Avinoam Shalem is an art historian. He holds the Riggio Professorship for the Arts of Islam at Columbia University in New York. He has published extensively on the arts of Islam, especially arts of the object. His main field of interest is the global context of the visual cultures of the world of Islam, mainly in the Mediterranean, Near East, North Africa, Spain, South Italy and Sicily, medieval aesthetic thoughts on visual arts and craftsmanship, the image of 'Islamic' art, and the historiography of the field.

Project Summary

The project “Between Black and Brown Africa: For Critical Re-Writing of Mediterranean Histories” is part of Black Mediterranean / Mediterraneo Nero – Artistic Encounters and Counter-narratives / Incontri artistici e contronarrazioni. It investigates the ‘whitening’ of the histories of ancient and medieval North Africa, which culminated in the modern assumption that North Africa is, in fact, “white Africa” and that North African histories – and for some good reasons, one should admit – should be incorporated into the large and fluid cultural zone called the Mediterranean. Yet, how should we, art historians, address and treat the specific geographical space called North Africa?

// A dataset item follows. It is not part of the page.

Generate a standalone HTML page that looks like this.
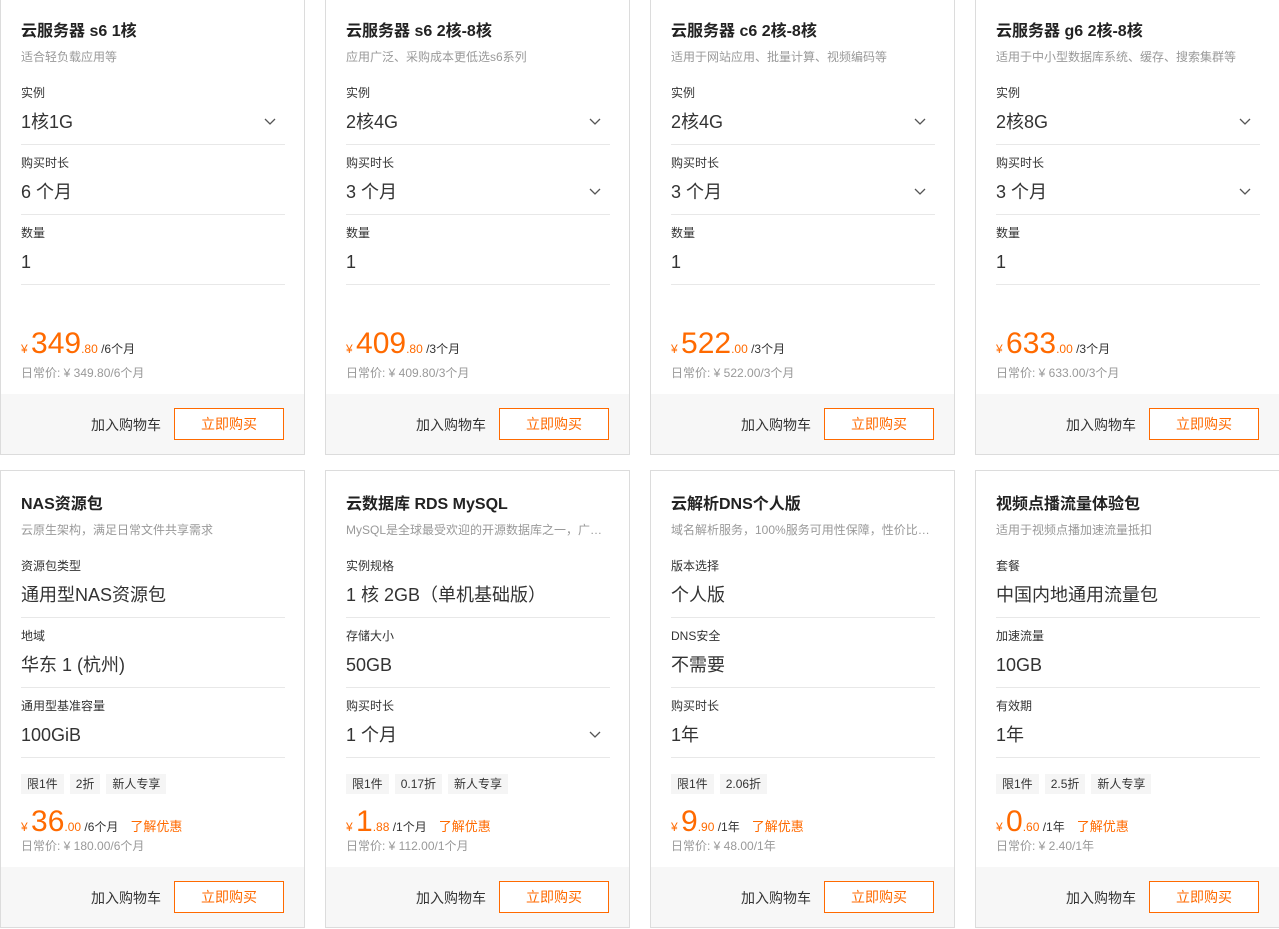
<!DOCTYPE html>
<html><head><meta charset="utf-8"><style>
*{margin:0;padding:0;box-sizing:border-box}
body{width:1279px;height:929px;background:#fff;overflow:hidden;position:relative;font-family:"Liberation Sans","Noto Sans CJK SC",sans-serif;color:#333}
.c{position:absolute;width:305px;height:458px;border:1px solid #dcdcdc;background:#fff}
.c>*{position:absolute;white-space:nowrap}
.t{left:20px;top:24px;font-size:16px;font-weight:bold;line-height:20px;color:#222}
.s{left:20px;top:51px;font-size:12px;line-height:16px;color:#999}
.l{left:20px;font-size:12px;line-height:16px;color:#333}
.v{left:20px;font-size:18px;line-height:24px;color:#333}
.d{left:20px;width:264px;height:1px;background:#e8e8e8}
.ch{left:263px;width:12px;height:8px}
.tags{left:20px;top:303px;display:flex;gap:6px}
.tags span{background:#f5f5f5;font-size:12px;line-height:20px;padding:0 6px;color:#333}
.p{left:20px;font-size:12px;color:#ff6a00;line-height:30px}
.p b{font-weight:normal;font-size:30px}
.p i{font-style:normal;color:#333}
.p u{text-decoration:none;margin-left:12px;font-size:13px}
.dp{left:20px;top:367px;font-size:12px;line-height:16px;color:#999}
.f{left:0;top:396px;width:303px;height:60px;background:#f7f7f7}
.cart{left:90px;top:418px;font-size:14px;line-height:18px;color:#333}
.buy{left:173px;top:410px;width:110px;height:32px;border:1px solid #ff6a00;color:#ff6a00;font-size:14px;line-height:30px;text-align:center;background:#fff}
</style></head><body>

<div class="c" style="left:0;top:-3px">
<div class="t">云服务器 s6 1核</div><div class="s">适合轻负载应用等</div>
<div class="l" style="top:87px">实例</div><div class="v" style="top:112px">1核1G</div>
<svg class="ch" style="top:120px" viewBox="0 0 12 8"><path d="M1 1L6 6L11 1" fill="none" stroke="#555" stroke-width="1.3"/></svg>
<div class="d" style="top:146px"></div>
<div class="l" style="top:157px">购买时长</div><div class="v" style="top:182px">6 个月</div>
<div class="d" style="top:216px"></div>
<div class="l" style="top:227px">数量</div><div class="v" style="top:252px">1</div>
<div class="d" style="top:286px"></div>
<div class="p" style="top:331px">¥ <b>349</b>.80 <i>/6个月</i></div>
<div class="dp">日常价: ¥ 349.80/6个月</div>
<div class="f"></div><div class="cart">加入购物车</div><div class="buy">立即购买</div>
</div>

<div class="c" style="left:325px;top:-3px">
<div class="t">云服务器 s6 2核-8核</div><div class="s">应用广泛、采购成本更低选s6系列</div>
<div class="l" style="top:87px">实例</div><div class="v" style="top:112px">2核4G</div>
<svg class="ch" style="top:120px" viewBox="0 0 12 8"><path d="M1 1L6 6L11 1" fill="none" stroke="#555" stroke-width="1.3"/></svg>
<div class="d" style="top:146px"></div>
<div class="l" style="top:157px">购买时长</div><div class="v" style="top:182px">3 个月</div>
<svg class="ch" style="top:190px" viewBox="0 0 12 8"><path d="M1 1L6 6L11 1" fill="none" stroke="#555" stroke-width="1.3"/></svg>
<div class="d" style="top:216px"></div>
<div class="l" style="top:227px">数量</div><div class="v" style="top:252px">1</div>
<div class="d" style="top:286px"></div>
<div class="p" style="top:331px">¥ <b>409</b>.80 <i>/3个月</i></div>
<div class="dp">日常价: ¥ 409.80/3个月</div>
<div class="f"></div><div class="cart">加入购物车</div><div class="buy">立即购买</div>
</div>

<div class="c" style="left:650px;top:-3px">
<div class="t">云服务器 c6 2核-8核</div><div class="s">适用于网站应用、批量计算、视频编码等</div>
<div class="l" style="top:87px">实例</div><div class="v" style="top:112px">2核4G</div>
<svg class="ch" style="top:120px" viewBox="0 0 12 8"><path d="M1 1L6 6L11 1" fill="none" stroke="#555" stroke-width="1.3"/></svg>
<div class="d" style="top:146px"></div>
<div class="l" style="top:157px">购买时长</div><div class="v" style="top:182px">3 个月</div>
<svg class="ch" style="top:190px" viewBox="0 0 12 8"><path d="M1 1L6 6L11 1" fill="none" stroke="#555" stroke-width="1.3"/></svg>
<div class="d" style="top:216px"></div>
<div class="l" style="top:227px">数量</div><div class="v" style="top:252px">1</div>
<div class="d" style="top:286px"></div>
<div class="p" style="top:331px">¥ <b>522</b>.00 <i>/3个月</i></div>
<div class="dp">日常价: ¥ 522.00/3个月</div>
<div class="f"></div><div class="cart">加入购物车</div><div class="buy">立即购买</div>
</div>

<div class="c" style="left:975px;top:-3px">
<div class="t">云服务器 g6 2核-8核</div><div class="s">适用于中小型数据库系统、缓存、搜索集群等</div>
<div class="l" style="top:87px">实例</div><div class="v" style="top:112px">2核8G</div>
<svg class="ch" style="top:120px" viewBox="0 0 12 8"><path d="M1 1L6 6L11 1" fill="none" stroke="#555" stroke-width="1.3"/></svg>
<div class="d" style="top:146px"></div>
<div class="l" style="top:157px">购买时长</div><div class="v" style="top:182px">3 个月</div>
<svg class="ch" style="top:190px" viewBox="0 0 12 8"><path d="M1 1L6 6L11 1" fill="none" stroke="#555" stroke-width="1.3"/></svg>
<div class="d" style="top:216px"></div>
<div class="l" style="top:227px">数量</div><div class="v" style="top:252px">1</div>
<div class="d" style="top:286px"></div>
<div class="p" style="top:331px">¥ <b>633</b>.00 <i>/3个月</i></div>
<div class="dp">日常价: ¥ 633.00/3个月</div>
<div class="f"></div><div class="cart">加入购物车</div><div class="buy">立即购买</div>
</div>

<div class="c" style="left:0;top:470px">
<div class="t">NAS资源包</div><div class="s">云原生架构，满足日常文件共享需求</div>
<div class="l" style="top:87px">资源包类型</div><div class="v" style="top:112px">通用型NAS资源包</div>
<div class="d" style="top:146px"></div>
<div class="l" style="top:157px">地域</div><div class="v" style="top:182px">华东 1 (杭州)</div>
<div class="d" style="top:216px"></div>
<div class="l" style="top:227px">通用型基准容量</div><div class="v" style="top:252px">100GiB</div>
<div class="d" style="top:286px"></div>
<div class="tags"><span>限1件</span><span>2折</span><span>新人专享</span></div>
<div class="p" style="top:336px">¥ <b>36</b>.00 <i>/6个月</i><u>了解优惠</u></div>
<div class="dp" style="top:367px">日常价: ¥ 180.00/6个月</div>
<div class="f"></div><div class="cart">加入购物车</div><div class="buy">立即购买</div>
</div>

<div class="c" style="left:325px;top:470px">
<div class="t">云数据库 RDS MySQL</div><div class="s">MySQL是全球最受欢迎的开源数据库之一，广…</div>
<div class="l" style="top:87px">实例规格</div><div class="v" style="top:112px">1 核 2GB（单机基础版）</div>
<div class="d" style="top:146px"></div>
<div class="l" style="top:157px">存储大小</div><div class="v" style="top:182px">50GB</div>
<div class="d" style="top:216px"></div>
<div class="l" style="top:227px">购买时长</div><div class="v" style="top:252px">1 个月</div>
<svg class="ch" style="top:260px" viewBox="0 0 12 8"><path d="M1 1L6 6L11 1" fill="none" stroke="#555" stroke-width="1.3"/></svg>
<div class="d" style="top:286px"></div>
<div class="tags"><span>限1件</span><span>0.17折</span><span>新人专享</span></div>
<div class="p" style="top:336px">¥ <b>1</b>.88 <i>/1个月</i><u>了解优惠</u></div>
<div class="dp">日常价: ¥ 112.00/1个月</div>
<div class="f"></div><div class="cart">加入购物车</div><div class="buy">立即购买</div>
</div>

<div class="c" style="left:650px;top:470px">
<div class="t">云解析DNS个人版</div><div class="s">域名解析服务，100%服务可用性保障，性价比…</div>
<div class="l" style="top:87px">版本选择</div><div class="v" style="top:112px">个人版</div>
<div class="d" style="top:146px"></div>
<div class="l" style="top:157px">DNS安全</div><div class="v" style="top:182px">不需要</div>
<div class="d" style="top:216px"></div>
<div class="l" style="top:227px">购买时长</div><div class="v" style="top:252px">1年</div>
<div class="d" style="top:286px"></div>
<div class="tags"><span>限1件</span><span>2.06折</span></div>
<div class="p" style="top:336px">¥ <b>9</b>.90 <i>/1年</i><u>了解优惠</u></div>
<div class="dp">日常价: ¥ 48.00/1年</div>
<div class="f"></div><div class="cart">加入购物车</div><div class="buy">立即购买</div>
</div>

<div class="c" style="left:975px;top:470px">
<div class="t">视频点播流量体验包</div><div class="s">适用于视频点播加速流量抵扣</div>
<div class="l" style="top:87px">套餐</div><div class="v" style="top:112px">中国内地通用流量包</div>
<div class="d" style="top:146px"></div>
<div class="l" style="top:157px">加速流量</div><div class="v" style="top:182px">10GB</div>
<div class="d" style="top:216px"></div>
<div class="l" style="top:227px">有效期</div><div class="v" style="top:252px">1年</div>
<div class="d" style="top:286px"></div>
<div class="tags"><span>限1件</span><span>2.5折</span><span>新人专享</span></div>
<div class="p" style="top:336px">¥ <b>0</b>.60 <i>/1年</i><u>了解优惠</u></div>
<div class="dp">日常价: ¥ 2.40/1年</div>
<div class="f"></div><div class="cart">加入购物车</div><div class="buy">立即购买</div>
</div>

</body></html>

How can we assure to fully face it with the colonial, and rather racial, theories for the writings on global human histories of civilizations? How can we make sure that North Africa’s wide network of connectivity with other cultural spaces, like, for example, Black Africa, Mid Saharan kingdoms, Berber culture, Islamic and islamicate world in Asia, and even the Indian Ocean, is being told? This research takes this investigative path by shaking the deliberately and ideologically manipulated adjective “Mediterranean”; a term which has been and still is associated with this space. It also questions Mediterraneanism as a frame of thinking and matrix of interpretation for medieval and early modern North African art and architecture.